REQUIREMENT → Quote the listing in full, exactly as given, minus any pictures.

DATA PROVIDED →
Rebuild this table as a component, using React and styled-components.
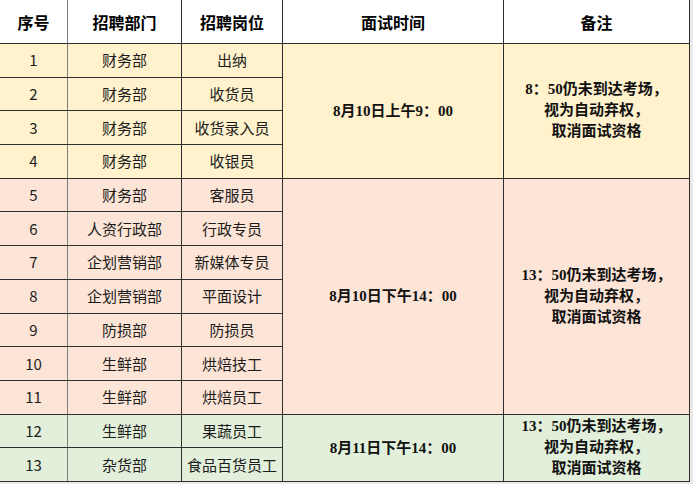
import React from 'react'
import styled, { createGlobalStyle } from 'styled-components'

const GlobalStyle = createGlobalStyle`
  html, body {
    margin: 0;
    padding: 0;
    background: #e9e9e9;
  }
`

const palette = {
  yellow: '#fff2cc',
  peach: '#fce4d6',
  green: '#e2efda',
}

const sans = `"Noto Sans CJK SC", "Liberation Sans", sans-serif`
const serif = `"Liberation Serif", "Noto Sans CJK SC", serif`

const Sheet = styled.div`
  display: grid;
  grid-template-columns: 67px 113px 100px 220px 185px;
  grid-template-rows: 43px repeat(13, 1fr);
  gap: 1px;
  width: 689px;
  height: 481px;
  padding: 0 1px 1px 0;
  background: #2e2e2e;
`

const Cell = styled.div`
  display: flex;
  align-items: center;
  justify-content: center;
  text-align: center;
  background: ${({ $tone }) => palette[$tone] || '#fff'};
  color: #1c1c1c;
  font-family: ${sans};
  font-size: 15px;
  line-height: 20px;
  grid-row: ${({ $span }) => ($span ? `span ${$span}` : 'auto')};
  box-shadow: ${({ $soft }) => ($soft ? '1px 0 0 #7d7d7d' : 'none')};
`

const HeadCell = styled(Cell)`
  font-size: 16px;
  font-weight: 700;
  color: #000;
`

const TimeCell = styled(Cell)`
  font-family: ${serif};
  font-weight: 700;
  font-size: 15px;
  color: #111;
`

const NoteCell = styled(TimeCell)`
  line-height: 21px;
`

const groups = [
  {
    tone: 'yellow',
    time: '8月10日上午9：00',
    note: ['8：50仍未到达考场，', '视为自动弃权，', '取消面试资格'],
    rows: [
      ['1', '财务部', '出纳'],
      ['2', '财务部', '收货员'],
      ['3', '财务部', '收货录入员'],
      ['4', '财务部', '收银员'],
    ],
  },
  {
    tone: 'peach',
    time: '8月10日下午14：00',
    note: ['13：50仍未到达考场，', '视为自动弃权，', '取消面试资格'],
    rows: [
      ['5', '财务部', '客服员'],
      ['6', '人资行政部', '行政专员'],
      ['7', '企划营销部', '新媒体专员'],
      ['8', '企划营销部', '平面设计'],
      ['9', '防损部', '防损员'],
      ['10', '生鲜部', '烘焙技工'],
      ['11', '生鲜部', '烘焙员工'],
    ],
  },
  {
    tone: 'green',
    time: '8月11日下午14：00',
    note: ['13：50仍未到达考场，', '视为自动弃权，', '取消面试资格'],
    rows: [
      ['12', '生鲜部', '果蔬员工'],
      ['13', '杂货部', '食品百货员工'],
    ],
  },
]

const headers = ['序号', '招聘部门', '招聘岗位', '面试时间', '备注']

export default function App() {
  return (
    <>
      <GlobalStyle />
      <Sheet>
        {headers.map((h, i) => (
          <HeadCell key={h} $soft={i === 0}>
            {h}
          </HeadCell>
        ))}
        {groups.map((g) =>
          g.rows.map(([no, dept, post], i) => (
            <React.Fragment key={no}>
              <Cell $tone={g.tone} $soft>
                {no}
              </Cell>
              <Cell $tone={g.tone}>{dept}</Cell>
              <Cell $tone={g.tone}>{post}</Cell>
              {i === 0 && (
                <>
                  <TimeCell $tone={g.tone} $span={g.rows.length}>
                    {g.time}
                  </TimeCell>
                  <NoteCell $tone={g.tone} $span={g.rows.length}>
                    <div>
                      {g.note.map((line) => (
                        <div key={line}>{line}</div>
                      ))}
                    </div>
                  </NoteCell>
                </>
              )}
            </React.Fragment>
          ))
        )}
      </Sheet>
    </>
  )
}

COMPLETE OUTPUT →
Rebuild this table as a component, using React and styled-components.
import React from 'react'
import styled, { createGlobalStyle } from 'styled-components'

const GlobalStyle = createGlobalStyle`
  html, body {
    margin: 0;
    padding: 0;
    background: #e9e9e9;
  }
`

const palette = {
  yellow: '#fff2cc',
  peach: '#fce4d6',
  green: '#e2efda',
}

const sans = `"Noto Sans CJK SC", "Liberation Sans", sans-serif`
const serif = `"Liberation Serif", "Noto Sans CJK SC", serif`

const Sheet = styled.div`
  display: grid;
  grid-template-columns: 67px 113px 100px 220px 185px;
  grid-template-rows: 43px repeat(13, 1fr);
  gap: 1px;
  width: 689px;
  height: 481px;
  padding: 0 1px 1px 0;
  background: #2e2e2e;
`

const Cell = styled.div`
  display: flex;
  align-items: center;
  justify-content: center;
  text-align: center;
  background: ${({ $tone }) => palette[$tone] || '#fff'};
  color: #1c1c1c;
  font-family: ${sans};
  font-size: 15px;
  line-height: 20px;
  grid-row: ${({ $span }) => ($span ? `span ${$span}` : 'auto')};
  box-shadow: ${({ $soft }) => ($soft ? '1px 0 0 #7d7d7d' : 'none')};
`

const HeadCell = styled(Cell)`
  font-size: 16px;
  font-weight: 700;
  color: #000;
`

const TimeCell = styled(Cell)`
  font-family: ${serif};
  font-weight: 700;
  font-size: 15px;
  color: #111;
`

const NoteCell = styled(TimeCell)`
  line-height: 21px;
`

const groups = [
  {
    tone: 'yellow',
    time: '8月10日上午9：00',
    note: ['8：50仍未到达考场，', '视为自动弃权，', '取消面试资格'],
    rows: [
      ['1', '财务部', '出纳'],
      ['2', '财务部', '收货员'],
      ['3', '财务部', '收货录入员'],
      ['4', '财务部', '收银员'],
    ],
  },
  {
    tone: 'peach',
    time: '8月10日下午14：00',
    note: ['13：50仍未到达考场，', '视为自动弃权，', '取消面试资格'],
    rows: [
      ['5', '财务部', '客服员'],
      ['6', '人资行政部', '行政专员'],
      ['7', '企划营销部', '新媒体专员'],
      ['8', '企划营销部', '平面设计'],
      ['9', '防损部', '防损员'],
      ['10', '生鲜部', '烘焙技工'],
      ['11', '生鲜部', '烘焙员工'],
    ],
  },
  {
    tone: 'green',
    time: '8月11日下午14：00',
    note: ['13：50仍未到达考场，', '视为自动弃权，', '取消面试资格'],
    rows: [
      ['12', '生鲜部', '果蔬员工'],
      ['13', '杂货部', '食品百货员工'],
    ],
  },
]

const headers = ['序号', '招聘部门', '招聘岗位', '面试时间', '备注']

export default function App() {
  return (
    <>
      <GlobalStyle />
      <Sheet>
        {headers.map((h, i) => (
          <HeadCell key={h} $soft={i === 0}>
            {h}
          </HeadCell>
        ))}
        {groups.map((g) =>
          g.rows.map(([no, dept, post], i) => (
            <React.Fragment key={no}>
              <Cell $tone={g.tone} $soft>
                {no}
              </Cell>
              <Cell $tone={g.tone}>{dept}</Cell>
              <Cell $tone={g.tone}>{post}</Cell>
              {i === 0 && (
                <>
                  <TimeCell $tone={g.tone} $span={g.rows.length}>
                    {g.time}
                  </TimeCell>
                  <NoteCell $tone={g.tone} $span={g.rows.length}>
                    <div>
                      {g.note.map((line) => (
                        <div key={line}>{line}</div>
                      ))}
                    </div>
                  </NoteCell>
                </>
              )}
            </React.Fragment>
          ))
        )}
      </Sheet>
    </>
  )
}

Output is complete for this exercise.